## EXERCISE PROMPT
Any pictures should be left out; please print exactly the lines between the line with "Rebuild this screenshot" and the line with "const raised = 'border", inclusive.

## DATA ROWS
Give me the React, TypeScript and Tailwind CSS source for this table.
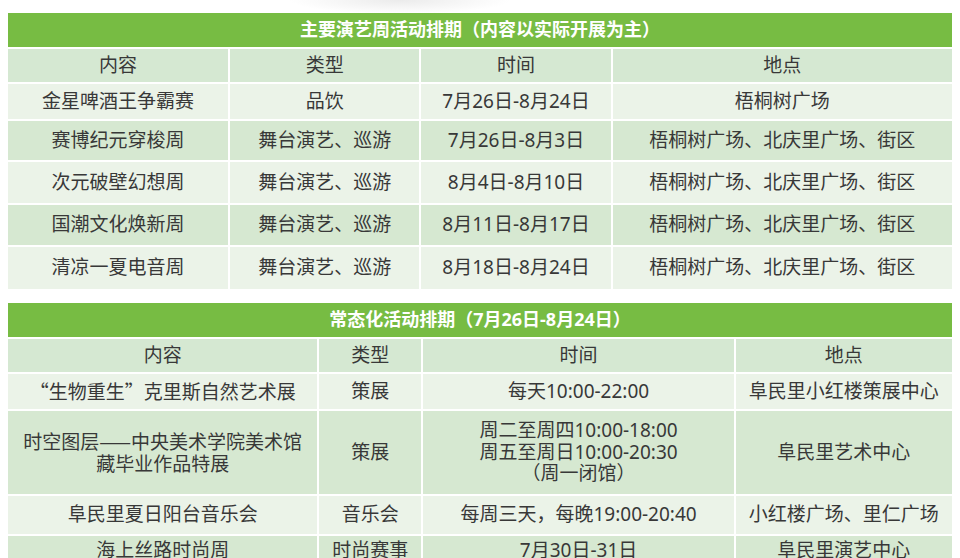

---

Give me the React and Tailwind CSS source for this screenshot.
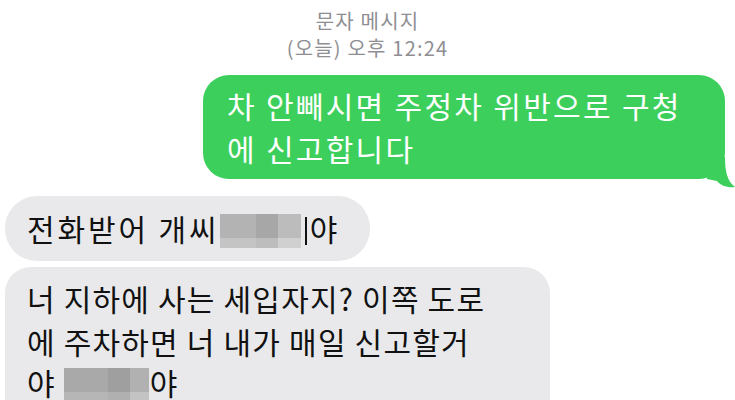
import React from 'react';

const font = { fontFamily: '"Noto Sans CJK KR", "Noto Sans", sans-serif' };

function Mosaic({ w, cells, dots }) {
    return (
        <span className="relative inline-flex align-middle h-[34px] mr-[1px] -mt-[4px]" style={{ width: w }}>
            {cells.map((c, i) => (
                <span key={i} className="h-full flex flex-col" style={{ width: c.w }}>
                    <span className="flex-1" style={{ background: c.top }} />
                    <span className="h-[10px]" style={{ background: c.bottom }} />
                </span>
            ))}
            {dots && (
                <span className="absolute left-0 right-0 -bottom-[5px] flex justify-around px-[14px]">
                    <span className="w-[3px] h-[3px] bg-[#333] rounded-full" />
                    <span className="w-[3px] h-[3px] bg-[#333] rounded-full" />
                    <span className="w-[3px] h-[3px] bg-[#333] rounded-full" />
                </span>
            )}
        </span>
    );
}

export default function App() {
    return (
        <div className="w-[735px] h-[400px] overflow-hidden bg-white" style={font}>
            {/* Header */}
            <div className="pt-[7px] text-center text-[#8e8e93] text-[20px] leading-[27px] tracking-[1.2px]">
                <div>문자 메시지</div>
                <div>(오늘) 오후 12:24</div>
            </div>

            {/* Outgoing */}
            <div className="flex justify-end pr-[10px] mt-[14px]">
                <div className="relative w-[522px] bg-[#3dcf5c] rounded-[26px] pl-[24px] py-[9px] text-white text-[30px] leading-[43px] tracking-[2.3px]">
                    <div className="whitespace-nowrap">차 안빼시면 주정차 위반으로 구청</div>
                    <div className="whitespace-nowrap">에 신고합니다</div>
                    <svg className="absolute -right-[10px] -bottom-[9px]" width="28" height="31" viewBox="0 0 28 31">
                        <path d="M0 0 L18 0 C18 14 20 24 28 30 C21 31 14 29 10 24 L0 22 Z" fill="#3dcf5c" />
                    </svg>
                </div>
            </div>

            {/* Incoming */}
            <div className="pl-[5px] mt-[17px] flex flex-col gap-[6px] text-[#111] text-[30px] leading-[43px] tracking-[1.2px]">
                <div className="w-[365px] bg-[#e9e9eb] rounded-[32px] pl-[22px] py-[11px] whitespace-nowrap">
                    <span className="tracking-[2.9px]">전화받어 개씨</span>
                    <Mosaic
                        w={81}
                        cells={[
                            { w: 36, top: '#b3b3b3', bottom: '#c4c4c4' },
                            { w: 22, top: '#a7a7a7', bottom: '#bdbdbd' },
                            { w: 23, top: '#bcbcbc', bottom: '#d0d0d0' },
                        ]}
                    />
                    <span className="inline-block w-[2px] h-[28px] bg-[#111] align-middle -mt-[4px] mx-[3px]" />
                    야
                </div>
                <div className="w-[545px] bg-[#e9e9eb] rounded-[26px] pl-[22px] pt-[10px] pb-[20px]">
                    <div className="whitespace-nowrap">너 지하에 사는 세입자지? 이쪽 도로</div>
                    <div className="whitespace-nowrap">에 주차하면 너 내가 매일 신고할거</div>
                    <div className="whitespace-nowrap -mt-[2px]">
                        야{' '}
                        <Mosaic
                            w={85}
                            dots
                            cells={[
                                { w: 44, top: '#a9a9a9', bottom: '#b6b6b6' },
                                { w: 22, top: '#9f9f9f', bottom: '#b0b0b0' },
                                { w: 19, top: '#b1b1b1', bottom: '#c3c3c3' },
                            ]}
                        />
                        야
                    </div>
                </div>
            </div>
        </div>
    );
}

...

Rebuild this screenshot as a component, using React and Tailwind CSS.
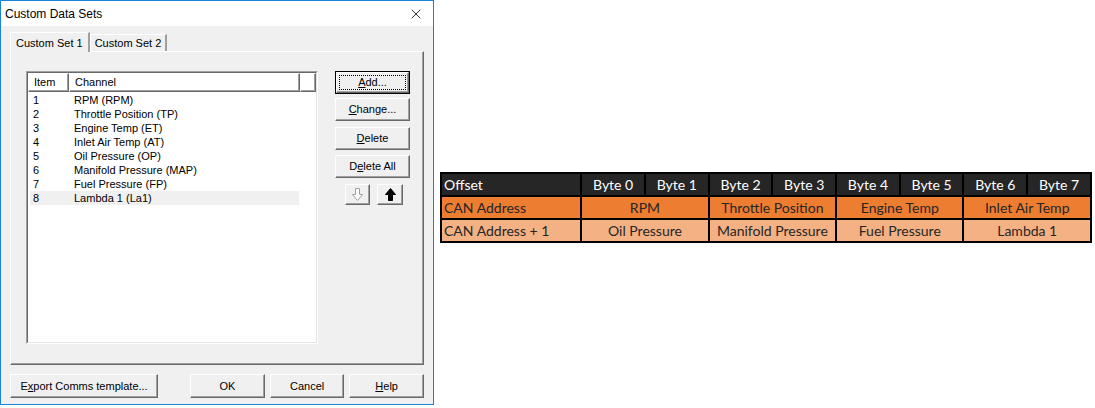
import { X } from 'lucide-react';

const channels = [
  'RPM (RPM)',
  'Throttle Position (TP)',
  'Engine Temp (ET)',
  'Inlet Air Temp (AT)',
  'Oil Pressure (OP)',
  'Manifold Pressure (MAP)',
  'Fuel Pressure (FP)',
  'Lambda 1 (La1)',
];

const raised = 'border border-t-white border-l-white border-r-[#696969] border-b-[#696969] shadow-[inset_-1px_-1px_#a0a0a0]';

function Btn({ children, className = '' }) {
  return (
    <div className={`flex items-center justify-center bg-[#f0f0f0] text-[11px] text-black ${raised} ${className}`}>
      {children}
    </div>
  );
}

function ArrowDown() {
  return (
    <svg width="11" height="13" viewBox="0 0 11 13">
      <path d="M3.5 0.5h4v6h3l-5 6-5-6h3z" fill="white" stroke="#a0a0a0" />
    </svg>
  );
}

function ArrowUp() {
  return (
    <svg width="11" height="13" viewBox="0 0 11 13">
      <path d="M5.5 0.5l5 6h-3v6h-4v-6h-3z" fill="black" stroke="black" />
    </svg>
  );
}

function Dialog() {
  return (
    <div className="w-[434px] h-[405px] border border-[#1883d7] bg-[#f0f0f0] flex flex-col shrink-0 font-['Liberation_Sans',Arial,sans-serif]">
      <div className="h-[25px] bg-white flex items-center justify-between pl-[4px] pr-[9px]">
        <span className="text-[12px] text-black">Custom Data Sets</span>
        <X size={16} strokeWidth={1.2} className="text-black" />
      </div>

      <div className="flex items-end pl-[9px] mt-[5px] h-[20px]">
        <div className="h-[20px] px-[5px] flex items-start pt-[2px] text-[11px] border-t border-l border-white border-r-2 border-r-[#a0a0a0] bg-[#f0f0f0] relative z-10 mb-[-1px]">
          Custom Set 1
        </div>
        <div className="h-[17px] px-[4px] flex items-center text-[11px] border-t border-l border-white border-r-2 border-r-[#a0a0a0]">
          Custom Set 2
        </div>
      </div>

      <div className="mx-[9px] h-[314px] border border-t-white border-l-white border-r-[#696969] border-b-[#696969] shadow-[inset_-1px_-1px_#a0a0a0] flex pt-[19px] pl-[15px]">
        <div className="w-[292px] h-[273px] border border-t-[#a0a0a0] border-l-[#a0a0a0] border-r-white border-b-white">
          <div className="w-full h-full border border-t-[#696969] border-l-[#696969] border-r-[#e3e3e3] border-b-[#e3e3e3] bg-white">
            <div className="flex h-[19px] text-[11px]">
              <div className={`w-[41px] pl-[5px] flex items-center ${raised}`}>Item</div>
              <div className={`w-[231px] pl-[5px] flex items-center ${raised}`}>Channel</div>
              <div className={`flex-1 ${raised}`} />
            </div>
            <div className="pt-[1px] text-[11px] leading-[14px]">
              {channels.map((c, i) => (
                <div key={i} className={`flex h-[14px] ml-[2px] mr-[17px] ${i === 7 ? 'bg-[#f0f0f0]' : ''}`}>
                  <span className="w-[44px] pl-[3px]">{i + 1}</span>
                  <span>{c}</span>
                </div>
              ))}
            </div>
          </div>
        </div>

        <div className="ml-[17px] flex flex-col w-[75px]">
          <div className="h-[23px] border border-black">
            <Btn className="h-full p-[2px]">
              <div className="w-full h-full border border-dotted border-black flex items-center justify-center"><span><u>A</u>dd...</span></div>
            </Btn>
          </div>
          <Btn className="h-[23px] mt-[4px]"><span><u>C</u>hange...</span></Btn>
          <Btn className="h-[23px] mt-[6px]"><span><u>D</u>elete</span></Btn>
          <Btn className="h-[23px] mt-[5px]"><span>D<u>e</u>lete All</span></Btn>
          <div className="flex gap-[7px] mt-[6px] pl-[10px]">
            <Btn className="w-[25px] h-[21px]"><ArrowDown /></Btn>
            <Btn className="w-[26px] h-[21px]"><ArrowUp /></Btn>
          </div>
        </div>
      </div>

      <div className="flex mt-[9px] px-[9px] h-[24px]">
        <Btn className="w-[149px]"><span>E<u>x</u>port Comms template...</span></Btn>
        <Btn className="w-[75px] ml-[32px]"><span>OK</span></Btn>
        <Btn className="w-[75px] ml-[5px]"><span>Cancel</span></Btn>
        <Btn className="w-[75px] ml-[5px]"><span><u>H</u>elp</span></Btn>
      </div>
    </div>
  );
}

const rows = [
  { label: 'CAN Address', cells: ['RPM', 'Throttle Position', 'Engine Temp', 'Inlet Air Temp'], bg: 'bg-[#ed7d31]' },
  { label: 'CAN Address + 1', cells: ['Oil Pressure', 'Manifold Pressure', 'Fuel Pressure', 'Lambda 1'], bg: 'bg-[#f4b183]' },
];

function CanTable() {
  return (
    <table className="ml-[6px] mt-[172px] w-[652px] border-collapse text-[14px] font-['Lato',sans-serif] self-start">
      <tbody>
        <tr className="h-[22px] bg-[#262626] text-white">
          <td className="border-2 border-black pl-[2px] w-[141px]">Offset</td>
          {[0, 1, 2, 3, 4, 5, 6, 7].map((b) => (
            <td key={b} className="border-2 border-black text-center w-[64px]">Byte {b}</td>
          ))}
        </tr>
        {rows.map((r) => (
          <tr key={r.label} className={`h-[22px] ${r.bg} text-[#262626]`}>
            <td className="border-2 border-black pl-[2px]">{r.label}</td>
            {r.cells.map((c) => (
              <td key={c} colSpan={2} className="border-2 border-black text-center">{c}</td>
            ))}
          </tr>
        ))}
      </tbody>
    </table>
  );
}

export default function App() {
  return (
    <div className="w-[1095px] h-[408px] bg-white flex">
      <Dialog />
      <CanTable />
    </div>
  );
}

## FULL RESPONSE
Rebuild this screenshot as a component, using React and Tailwind CSS.
import { X } from 'lucide-react';

const channels = [
  'RPM (RPM)',
  'Throttle Position (TP)',
  'Engine Temp (ET)',
  'Inlet Air Temp (AT)',
  'Oil Pressure (OP)',
  'Manifold Pressure (MAP)',
  'Fuel Pressure (FP)',
  'Lambda 1 (La1)',
];

const raised = 'border border-t-white border-l-white border-r-[#696969] border-b-[#696969] shadow-[inset_-1px_-1px_#a0a0a0]';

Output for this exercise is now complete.